## DIRECTIVE
Copy exactly, please, the lines of the data from its start through the line containing "h-[1009px] overflow-hidden flex".

— START —

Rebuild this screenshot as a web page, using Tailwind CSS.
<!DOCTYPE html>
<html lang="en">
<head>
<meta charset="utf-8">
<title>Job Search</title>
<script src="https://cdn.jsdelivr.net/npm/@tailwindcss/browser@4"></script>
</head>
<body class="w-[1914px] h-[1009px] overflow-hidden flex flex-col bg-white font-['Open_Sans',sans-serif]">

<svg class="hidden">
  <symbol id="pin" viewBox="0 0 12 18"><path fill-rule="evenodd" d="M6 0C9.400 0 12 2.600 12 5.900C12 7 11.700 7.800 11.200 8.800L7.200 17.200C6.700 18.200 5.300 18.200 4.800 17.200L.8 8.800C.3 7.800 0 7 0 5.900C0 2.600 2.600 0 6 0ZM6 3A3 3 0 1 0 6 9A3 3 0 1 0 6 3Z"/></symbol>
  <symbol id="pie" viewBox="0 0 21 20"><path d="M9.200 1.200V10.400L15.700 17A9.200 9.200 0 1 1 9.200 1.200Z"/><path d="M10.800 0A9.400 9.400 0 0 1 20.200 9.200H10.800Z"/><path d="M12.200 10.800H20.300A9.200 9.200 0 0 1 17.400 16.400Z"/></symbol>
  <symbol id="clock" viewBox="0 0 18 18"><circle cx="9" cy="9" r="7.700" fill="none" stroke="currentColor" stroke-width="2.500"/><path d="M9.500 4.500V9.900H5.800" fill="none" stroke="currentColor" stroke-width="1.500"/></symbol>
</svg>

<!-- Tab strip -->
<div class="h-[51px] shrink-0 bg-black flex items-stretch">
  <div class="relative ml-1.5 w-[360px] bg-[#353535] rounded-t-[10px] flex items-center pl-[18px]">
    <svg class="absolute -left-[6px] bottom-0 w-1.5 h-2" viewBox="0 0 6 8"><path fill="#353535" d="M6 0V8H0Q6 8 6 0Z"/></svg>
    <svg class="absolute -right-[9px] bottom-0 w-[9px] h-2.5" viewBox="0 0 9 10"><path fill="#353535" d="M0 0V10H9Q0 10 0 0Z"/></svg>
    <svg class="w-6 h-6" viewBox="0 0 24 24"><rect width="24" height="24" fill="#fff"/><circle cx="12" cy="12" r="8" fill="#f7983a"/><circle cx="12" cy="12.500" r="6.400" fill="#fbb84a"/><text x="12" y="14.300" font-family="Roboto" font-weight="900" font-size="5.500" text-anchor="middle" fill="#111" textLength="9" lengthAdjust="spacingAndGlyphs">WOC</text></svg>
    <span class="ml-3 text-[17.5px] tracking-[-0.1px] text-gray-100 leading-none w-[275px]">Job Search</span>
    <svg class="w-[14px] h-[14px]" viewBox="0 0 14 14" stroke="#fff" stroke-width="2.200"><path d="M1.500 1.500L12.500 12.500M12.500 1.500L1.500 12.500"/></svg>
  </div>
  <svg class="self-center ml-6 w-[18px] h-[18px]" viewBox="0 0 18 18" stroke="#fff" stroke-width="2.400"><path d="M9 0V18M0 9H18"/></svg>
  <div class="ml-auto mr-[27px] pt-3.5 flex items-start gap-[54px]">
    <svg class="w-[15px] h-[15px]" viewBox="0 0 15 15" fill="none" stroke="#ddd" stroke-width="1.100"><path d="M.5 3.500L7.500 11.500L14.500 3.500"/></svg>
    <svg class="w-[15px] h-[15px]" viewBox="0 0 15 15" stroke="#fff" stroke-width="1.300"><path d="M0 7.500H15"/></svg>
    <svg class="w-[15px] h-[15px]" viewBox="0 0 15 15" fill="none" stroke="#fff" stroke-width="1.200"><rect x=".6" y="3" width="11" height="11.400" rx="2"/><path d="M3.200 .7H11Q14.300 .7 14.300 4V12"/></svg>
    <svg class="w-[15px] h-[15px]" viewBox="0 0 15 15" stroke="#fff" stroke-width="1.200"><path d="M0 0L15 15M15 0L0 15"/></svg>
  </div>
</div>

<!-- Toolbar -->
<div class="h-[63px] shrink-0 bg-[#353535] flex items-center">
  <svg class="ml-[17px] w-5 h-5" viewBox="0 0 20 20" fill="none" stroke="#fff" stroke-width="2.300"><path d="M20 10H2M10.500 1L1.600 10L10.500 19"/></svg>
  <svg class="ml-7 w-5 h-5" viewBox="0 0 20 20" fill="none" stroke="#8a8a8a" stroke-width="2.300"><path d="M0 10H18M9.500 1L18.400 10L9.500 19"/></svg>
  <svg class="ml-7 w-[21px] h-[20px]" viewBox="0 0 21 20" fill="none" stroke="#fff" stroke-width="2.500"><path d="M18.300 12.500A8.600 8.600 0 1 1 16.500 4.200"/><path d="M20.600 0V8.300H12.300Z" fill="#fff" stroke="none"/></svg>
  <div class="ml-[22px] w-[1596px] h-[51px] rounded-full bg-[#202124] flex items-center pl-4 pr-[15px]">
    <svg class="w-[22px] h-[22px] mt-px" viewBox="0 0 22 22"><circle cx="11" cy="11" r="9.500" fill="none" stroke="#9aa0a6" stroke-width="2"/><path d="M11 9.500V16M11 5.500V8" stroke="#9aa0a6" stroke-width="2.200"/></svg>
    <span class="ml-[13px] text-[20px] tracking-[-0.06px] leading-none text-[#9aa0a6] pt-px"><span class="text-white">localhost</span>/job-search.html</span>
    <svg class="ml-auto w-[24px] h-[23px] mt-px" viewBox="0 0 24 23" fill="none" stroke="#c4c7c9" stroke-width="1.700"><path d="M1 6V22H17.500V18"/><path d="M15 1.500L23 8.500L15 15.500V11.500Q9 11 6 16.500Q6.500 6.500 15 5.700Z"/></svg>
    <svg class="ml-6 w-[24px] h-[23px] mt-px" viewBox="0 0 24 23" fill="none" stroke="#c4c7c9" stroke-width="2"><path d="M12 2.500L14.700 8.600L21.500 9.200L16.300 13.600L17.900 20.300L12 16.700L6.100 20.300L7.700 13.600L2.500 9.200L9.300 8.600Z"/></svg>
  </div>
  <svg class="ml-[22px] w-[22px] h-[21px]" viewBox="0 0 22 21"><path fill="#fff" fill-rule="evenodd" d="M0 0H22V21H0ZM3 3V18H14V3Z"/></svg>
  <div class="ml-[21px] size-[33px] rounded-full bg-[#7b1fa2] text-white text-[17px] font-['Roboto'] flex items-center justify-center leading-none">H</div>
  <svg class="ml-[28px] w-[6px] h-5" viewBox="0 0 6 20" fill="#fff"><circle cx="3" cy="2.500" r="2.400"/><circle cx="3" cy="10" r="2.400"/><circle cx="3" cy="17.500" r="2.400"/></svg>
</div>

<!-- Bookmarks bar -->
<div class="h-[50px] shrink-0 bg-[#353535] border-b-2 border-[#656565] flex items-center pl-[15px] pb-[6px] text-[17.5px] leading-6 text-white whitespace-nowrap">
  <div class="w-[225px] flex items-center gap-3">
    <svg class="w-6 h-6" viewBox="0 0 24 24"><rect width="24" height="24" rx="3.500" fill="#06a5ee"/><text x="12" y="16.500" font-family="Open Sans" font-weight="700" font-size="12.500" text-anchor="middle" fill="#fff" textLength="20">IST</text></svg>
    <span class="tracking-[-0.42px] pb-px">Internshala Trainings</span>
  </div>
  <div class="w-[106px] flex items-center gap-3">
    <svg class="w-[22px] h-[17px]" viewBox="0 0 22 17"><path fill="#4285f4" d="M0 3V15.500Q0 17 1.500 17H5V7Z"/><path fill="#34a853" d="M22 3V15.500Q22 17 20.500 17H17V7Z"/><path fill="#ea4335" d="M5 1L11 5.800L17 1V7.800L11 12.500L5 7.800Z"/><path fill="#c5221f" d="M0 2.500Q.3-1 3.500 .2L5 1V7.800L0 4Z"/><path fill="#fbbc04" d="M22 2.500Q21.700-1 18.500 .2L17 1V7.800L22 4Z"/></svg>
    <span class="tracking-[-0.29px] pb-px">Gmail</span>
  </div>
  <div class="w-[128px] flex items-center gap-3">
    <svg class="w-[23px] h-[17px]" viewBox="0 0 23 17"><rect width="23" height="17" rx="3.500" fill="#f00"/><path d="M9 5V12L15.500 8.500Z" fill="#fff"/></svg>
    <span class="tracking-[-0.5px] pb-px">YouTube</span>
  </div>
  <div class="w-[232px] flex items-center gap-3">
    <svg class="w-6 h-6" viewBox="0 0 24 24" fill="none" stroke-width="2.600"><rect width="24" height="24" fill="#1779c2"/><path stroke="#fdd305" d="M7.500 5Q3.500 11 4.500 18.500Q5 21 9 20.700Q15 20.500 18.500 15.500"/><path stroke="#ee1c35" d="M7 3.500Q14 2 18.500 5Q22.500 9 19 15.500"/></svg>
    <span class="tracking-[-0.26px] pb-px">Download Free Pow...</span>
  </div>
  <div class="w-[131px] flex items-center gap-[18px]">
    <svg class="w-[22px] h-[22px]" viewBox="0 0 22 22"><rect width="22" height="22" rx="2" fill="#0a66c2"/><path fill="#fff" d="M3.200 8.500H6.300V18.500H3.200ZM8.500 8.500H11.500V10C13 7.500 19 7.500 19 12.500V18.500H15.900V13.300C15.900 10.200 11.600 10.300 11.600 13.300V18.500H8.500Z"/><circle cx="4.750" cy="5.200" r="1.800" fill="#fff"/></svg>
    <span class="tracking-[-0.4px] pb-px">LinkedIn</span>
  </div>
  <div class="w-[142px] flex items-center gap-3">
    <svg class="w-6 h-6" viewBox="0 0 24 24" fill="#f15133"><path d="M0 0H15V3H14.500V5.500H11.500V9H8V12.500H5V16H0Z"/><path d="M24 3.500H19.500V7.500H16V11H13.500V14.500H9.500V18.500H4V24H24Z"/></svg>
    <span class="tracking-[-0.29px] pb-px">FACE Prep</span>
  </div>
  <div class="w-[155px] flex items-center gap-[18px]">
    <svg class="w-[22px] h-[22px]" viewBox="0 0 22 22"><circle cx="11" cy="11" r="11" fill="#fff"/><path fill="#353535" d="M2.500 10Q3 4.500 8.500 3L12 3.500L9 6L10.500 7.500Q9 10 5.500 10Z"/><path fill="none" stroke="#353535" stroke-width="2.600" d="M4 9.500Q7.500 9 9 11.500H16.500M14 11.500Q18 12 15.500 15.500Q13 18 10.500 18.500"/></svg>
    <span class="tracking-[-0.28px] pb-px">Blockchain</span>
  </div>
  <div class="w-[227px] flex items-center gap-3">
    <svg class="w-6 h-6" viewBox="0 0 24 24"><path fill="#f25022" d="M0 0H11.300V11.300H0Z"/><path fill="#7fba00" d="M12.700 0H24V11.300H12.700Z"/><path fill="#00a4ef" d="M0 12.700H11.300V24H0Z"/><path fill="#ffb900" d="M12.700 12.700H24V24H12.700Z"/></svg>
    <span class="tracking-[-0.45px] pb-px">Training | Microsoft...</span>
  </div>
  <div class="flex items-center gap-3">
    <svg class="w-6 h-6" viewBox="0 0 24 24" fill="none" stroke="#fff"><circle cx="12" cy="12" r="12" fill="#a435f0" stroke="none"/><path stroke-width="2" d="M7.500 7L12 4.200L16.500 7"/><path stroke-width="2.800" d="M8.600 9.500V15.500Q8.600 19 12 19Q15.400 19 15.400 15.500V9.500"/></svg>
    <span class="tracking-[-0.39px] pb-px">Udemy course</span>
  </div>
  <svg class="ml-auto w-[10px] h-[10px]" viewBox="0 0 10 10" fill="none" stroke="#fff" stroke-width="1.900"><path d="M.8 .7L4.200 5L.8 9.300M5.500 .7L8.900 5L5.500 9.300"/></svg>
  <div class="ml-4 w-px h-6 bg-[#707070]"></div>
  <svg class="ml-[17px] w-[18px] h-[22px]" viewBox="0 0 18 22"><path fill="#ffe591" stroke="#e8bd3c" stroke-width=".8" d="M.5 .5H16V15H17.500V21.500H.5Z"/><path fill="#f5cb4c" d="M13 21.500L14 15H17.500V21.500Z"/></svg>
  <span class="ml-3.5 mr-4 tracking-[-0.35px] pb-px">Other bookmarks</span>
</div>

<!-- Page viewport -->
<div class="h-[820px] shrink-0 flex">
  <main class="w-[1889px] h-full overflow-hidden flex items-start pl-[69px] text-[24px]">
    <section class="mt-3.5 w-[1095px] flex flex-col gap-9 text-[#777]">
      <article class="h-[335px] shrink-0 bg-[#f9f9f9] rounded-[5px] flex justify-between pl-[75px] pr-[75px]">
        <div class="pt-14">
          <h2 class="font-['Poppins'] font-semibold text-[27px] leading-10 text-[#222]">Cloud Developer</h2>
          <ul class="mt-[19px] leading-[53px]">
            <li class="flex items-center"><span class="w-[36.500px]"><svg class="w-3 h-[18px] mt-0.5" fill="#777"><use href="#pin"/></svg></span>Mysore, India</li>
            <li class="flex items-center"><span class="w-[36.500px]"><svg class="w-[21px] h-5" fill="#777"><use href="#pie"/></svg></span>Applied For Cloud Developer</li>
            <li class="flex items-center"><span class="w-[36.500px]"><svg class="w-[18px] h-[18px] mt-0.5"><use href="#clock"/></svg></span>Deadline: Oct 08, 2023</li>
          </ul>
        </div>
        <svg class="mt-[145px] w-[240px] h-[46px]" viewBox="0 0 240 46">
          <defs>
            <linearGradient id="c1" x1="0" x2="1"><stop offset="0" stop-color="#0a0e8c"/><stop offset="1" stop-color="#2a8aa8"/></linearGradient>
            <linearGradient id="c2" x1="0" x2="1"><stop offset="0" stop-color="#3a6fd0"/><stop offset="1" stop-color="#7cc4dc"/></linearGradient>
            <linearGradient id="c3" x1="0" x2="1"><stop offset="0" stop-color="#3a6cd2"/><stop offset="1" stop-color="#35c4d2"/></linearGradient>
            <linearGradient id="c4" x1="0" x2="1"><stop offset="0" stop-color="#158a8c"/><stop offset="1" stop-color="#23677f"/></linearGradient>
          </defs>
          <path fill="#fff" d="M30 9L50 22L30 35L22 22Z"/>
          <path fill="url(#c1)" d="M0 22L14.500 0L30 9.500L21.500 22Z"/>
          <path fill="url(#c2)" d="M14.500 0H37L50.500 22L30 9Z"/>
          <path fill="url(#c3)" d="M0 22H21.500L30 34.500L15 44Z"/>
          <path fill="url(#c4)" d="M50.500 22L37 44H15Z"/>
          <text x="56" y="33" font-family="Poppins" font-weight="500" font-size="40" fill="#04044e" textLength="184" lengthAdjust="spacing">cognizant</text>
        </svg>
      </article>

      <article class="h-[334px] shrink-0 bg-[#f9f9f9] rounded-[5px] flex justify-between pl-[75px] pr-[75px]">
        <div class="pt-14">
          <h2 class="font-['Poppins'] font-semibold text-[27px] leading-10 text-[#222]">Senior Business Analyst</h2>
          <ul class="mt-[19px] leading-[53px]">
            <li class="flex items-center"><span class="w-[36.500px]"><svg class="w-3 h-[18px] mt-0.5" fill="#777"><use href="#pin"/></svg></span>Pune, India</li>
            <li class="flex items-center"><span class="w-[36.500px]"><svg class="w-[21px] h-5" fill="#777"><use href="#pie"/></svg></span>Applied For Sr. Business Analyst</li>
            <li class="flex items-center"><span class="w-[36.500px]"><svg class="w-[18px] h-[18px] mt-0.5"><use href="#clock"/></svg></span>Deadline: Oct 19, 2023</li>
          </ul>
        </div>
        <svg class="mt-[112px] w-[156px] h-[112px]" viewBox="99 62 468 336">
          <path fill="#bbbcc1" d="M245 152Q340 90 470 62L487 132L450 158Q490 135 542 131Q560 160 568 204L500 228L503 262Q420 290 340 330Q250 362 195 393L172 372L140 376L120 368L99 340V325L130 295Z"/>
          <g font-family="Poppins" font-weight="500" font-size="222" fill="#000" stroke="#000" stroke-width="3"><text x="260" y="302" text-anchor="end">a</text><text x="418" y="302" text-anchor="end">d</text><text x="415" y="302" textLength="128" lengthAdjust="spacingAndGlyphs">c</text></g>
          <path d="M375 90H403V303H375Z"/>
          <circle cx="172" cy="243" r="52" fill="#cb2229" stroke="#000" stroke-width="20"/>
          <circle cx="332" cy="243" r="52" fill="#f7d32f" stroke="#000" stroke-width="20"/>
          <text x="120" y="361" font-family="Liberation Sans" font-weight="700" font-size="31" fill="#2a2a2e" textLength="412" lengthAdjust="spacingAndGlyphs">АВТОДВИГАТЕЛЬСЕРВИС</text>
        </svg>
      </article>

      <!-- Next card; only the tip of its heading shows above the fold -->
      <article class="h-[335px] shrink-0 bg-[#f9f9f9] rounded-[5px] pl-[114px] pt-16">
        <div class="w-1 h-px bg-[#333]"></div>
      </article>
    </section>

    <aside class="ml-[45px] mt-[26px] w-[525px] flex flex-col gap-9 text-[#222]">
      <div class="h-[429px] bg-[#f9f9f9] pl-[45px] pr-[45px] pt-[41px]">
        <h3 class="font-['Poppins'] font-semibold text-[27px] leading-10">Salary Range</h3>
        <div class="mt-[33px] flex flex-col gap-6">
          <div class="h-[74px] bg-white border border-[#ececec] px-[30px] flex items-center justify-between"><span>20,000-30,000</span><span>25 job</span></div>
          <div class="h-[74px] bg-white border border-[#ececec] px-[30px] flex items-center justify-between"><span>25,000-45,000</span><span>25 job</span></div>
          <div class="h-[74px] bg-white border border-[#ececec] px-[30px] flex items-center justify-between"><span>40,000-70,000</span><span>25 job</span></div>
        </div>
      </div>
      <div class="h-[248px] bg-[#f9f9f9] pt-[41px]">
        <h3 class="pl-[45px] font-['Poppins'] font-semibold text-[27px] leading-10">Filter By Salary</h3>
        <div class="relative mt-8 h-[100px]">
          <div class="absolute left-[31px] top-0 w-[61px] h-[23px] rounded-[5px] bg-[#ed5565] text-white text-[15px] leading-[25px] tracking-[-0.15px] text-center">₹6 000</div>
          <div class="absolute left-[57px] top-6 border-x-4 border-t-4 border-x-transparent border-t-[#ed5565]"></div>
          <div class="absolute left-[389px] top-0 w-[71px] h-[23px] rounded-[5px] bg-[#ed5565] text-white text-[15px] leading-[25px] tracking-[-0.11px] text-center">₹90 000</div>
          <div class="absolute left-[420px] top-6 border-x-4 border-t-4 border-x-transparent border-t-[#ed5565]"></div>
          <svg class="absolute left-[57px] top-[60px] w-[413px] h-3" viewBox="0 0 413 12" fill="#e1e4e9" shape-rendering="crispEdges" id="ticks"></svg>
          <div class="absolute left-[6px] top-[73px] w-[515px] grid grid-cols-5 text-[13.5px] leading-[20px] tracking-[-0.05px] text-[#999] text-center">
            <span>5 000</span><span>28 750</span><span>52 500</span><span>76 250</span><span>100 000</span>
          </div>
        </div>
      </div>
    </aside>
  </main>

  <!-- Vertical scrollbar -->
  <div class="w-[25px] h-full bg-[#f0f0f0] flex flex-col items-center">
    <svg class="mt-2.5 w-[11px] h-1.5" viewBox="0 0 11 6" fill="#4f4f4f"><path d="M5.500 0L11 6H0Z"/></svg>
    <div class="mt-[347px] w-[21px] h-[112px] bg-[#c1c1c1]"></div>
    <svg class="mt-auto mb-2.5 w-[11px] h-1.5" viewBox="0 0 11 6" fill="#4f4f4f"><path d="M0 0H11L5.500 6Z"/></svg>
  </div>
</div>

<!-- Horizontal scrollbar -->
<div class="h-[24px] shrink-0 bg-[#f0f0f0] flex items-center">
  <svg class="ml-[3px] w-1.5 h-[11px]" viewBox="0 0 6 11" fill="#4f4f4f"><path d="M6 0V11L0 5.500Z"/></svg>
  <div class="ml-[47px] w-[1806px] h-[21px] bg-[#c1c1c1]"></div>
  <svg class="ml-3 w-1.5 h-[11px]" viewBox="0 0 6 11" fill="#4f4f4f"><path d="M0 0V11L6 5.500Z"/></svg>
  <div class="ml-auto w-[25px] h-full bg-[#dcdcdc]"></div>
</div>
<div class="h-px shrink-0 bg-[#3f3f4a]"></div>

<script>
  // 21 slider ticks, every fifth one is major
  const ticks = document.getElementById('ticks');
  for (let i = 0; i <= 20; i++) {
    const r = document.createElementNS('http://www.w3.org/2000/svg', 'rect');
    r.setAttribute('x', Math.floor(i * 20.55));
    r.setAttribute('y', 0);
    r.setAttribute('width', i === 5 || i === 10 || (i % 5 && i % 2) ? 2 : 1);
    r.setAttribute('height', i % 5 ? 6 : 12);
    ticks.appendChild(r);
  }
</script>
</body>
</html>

— END —

## SOLUTION TO THIS EXERCISE
Rebuild this screenshot as a web page, using Tailwind CSS.
<!DOCTYPE html>
<html lang="en">
<head>
<meta charset="utf-8">
<title>Job Search</title>
<script src="https://cdn.jsdelivr.net/npm/@tailwindcss/browser@4"></script>
</head>
<body class="w-[1914px] h-[1009px] overflow-hidden flex flex-col bg-white font-['Open_Sans',sans-serif]">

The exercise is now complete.